AVAILABLE RECORDS:
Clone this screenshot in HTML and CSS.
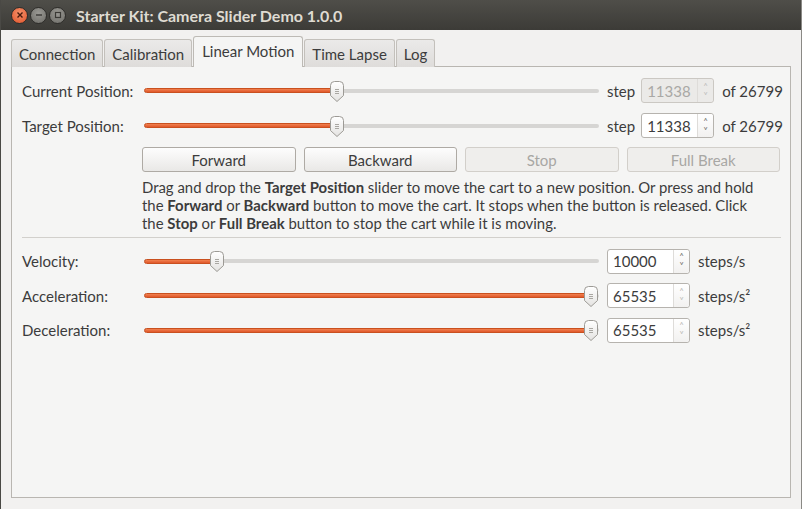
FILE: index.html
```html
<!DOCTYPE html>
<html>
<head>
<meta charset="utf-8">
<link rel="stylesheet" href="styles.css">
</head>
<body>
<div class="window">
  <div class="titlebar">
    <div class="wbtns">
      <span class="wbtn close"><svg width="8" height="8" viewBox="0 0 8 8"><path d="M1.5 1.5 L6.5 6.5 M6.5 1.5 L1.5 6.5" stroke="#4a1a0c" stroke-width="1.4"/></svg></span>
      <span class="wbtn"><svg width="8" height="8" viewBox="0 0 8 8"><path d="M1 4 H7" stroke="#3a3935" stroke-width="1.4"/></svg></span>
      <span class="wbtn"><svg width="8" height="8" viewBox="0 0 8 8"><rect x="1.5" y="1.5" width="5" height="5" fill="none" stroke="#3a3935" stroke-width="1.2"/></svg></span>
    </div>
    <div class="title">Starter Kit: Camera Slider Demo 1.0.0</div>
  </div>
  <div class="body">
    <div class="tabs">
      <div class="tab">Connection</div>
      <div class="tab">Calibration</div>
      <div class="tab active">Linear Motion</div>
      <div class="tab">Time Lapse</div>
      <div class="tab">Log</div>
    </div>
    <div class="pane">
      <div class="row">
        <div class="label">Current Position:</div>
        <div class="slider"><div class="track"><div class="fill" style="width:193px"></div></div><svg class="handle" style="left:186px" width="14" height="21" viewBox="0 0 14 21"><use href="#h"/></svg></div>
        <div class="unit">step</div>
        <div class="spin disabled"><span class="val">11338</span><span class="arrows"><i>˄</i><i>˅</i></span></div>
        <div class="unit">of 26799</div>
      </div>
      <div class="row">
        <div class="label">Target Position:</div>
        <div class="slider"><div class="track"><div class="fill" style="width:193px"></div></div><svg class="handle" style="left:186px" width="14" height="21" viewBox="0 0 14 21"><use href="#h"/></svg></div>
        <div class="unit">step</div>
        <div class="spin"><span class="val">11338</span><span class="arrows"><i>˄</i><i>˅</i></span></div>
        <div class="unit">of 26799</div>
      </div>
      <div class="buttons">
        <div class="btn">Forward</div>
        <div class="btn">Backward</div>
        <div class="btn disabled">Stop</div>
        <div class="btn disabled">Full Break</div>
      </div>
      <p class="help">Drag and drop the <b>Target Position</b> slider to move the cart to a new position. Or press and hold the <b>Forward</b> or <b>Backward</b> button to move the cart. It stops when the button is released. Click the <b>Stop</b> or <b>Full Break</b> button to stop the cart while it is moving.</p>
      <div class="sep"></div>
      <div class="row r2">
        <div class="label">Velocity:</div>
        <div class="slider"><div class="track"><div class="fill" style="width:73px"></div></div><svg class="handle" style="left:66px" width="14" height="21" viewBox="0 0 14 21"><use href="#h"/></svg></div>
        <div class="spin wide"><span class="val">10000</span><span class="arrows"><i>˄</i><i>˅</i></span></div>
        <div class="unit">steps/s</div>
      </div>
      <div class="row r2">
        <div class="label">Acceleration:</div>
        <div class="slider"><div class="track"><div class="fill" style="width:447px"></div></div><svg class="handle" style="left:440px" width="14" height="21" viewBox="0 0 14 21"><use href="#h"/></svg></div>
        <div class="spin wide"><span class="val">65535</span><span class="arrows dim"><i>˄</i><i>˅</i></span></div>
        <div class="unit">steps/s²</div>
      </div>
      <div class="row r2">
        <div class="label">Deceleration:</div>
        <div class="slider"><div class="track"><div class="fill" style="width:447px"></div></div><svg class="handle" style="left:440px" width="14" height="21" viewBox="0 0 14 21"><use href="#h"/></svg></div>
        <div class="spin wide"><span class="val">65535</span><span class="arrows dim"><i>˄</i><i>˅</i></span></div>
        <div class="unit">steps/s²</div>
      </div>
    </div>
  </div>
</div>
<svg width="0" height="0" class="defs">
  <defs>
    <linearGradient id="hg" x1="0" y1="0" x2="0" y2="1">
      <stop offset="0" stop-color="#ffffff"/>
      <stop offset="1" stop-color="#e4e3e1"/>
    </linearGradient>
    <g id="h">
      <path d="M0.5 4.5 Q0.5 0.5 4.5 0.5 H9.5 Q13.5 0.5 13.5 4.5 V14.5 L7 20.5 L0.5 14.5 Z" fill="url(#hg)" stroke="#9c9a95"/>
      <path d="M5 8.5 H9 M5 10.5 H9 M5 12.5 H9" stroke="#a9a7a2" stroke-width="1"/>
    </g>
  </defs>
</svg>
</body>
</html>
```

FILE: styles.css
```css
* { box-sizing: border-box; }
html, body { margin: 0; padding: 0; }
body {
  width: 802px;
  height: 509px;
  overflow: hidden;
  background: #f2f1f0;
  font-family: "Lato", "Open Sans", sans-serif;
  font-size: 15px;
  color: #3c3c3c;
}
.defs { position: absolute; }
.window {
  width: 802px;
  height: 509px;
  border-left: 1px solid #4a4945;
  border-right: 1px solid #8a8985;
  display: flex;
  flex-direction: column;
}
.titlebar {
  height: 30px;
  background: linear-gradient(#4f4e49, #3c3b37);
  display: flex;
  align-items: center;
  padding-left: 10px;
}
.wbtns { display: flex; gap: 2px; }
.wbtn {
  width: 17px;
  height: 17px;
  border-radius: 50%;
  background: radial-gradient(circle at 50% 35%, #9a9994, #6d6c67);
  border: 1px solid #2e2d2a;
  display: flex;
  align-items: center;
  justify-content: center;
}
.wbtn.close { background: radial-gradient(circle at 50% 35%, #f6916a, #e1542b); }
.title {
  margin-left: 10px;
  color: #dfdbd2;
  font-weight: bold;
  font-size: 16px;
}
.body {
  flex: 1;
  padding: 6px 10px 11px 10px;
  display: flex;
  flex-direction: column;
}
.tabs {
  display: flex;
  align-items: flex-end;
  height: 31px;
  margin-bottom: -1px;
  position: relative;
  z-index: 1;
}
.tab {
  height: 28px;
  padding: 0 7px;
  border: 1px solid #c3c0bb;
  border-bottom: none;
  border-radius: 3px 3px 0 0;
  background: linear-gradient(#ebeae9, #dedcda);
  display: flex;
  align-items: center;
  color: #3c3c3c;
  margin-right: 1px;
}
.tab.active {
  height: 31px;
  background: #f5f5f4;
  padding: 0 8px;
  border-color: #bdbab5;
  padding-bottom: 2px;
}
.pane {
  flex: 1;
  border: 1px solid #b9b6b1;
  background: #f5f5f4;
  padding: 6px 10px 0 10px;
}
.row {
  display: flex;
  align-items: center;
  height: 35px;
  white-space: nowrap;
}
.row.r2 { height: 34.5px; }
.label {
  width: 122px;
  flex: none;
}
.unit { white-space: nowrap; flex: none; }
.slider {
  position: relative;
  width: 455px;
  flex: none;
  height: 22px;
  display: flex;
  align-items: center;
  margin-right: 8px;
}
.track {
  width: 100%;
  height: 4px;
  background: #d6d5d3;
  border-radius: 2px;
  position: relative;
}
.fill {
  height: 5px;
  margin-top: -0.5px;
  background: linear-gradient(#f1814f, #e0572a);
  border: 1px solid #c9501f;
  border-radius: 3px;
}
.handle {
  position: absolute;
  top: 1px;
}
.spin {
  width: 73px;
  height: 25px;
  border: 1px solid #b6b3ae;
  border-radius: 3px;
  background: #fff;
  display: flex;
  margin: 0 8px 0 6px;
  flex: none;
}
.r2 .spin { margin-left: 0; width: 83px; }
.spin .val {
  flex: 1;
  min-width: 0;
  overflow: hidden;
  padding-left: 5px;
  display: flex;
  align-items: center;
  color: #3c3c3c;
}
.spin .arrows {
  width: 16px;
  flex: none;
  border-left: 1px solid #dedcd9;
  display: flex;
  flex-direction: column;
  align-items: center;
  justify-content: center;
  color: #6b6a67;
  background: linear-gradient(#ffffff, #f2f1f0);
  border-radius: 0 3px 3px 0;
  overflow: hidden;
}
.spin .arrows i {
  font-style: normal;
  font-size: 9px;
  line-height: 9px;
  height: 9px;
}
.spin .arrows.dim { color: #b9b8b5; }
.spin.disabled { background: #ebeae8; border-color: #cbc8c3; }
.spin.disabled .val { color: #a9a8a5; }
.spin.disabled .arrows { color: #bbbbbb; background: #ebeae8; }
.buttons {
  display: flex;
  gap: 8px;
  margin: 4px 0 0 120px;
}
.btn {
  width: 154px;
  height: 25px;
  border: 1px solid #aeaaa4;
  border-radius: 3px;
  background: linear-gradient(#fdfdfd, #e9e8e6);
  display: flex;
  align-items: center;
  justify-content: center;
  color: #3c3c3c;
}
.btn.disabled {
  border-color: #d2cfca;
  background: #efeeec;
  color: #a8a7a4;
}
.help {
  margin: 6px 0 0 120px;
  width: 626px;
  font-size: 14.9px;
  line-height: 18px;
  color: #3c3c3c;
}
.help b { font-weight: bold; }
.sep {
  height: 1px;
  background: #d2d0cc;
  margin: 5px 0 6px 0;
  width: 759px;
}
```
---
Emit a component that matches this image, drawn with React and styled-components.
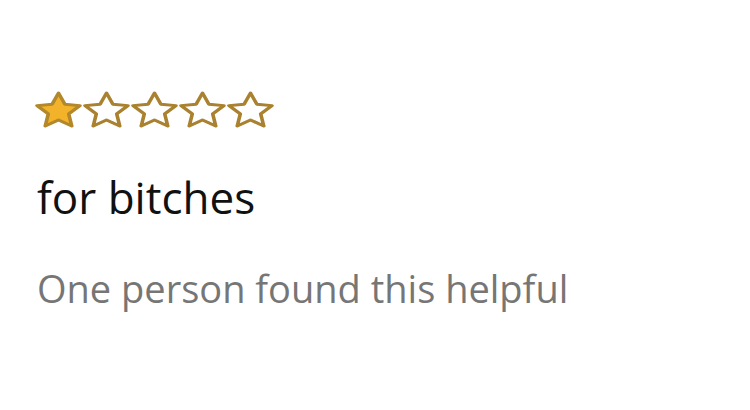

WHAT YOU ARE ASKED TO DO:
Scan the material above for the word "this". Copy each line where it occurs.

FULL ANSWER:
Clone this screenshot in HTML and CSS.
Emit a component that matches this image, drawn with React and styled-components.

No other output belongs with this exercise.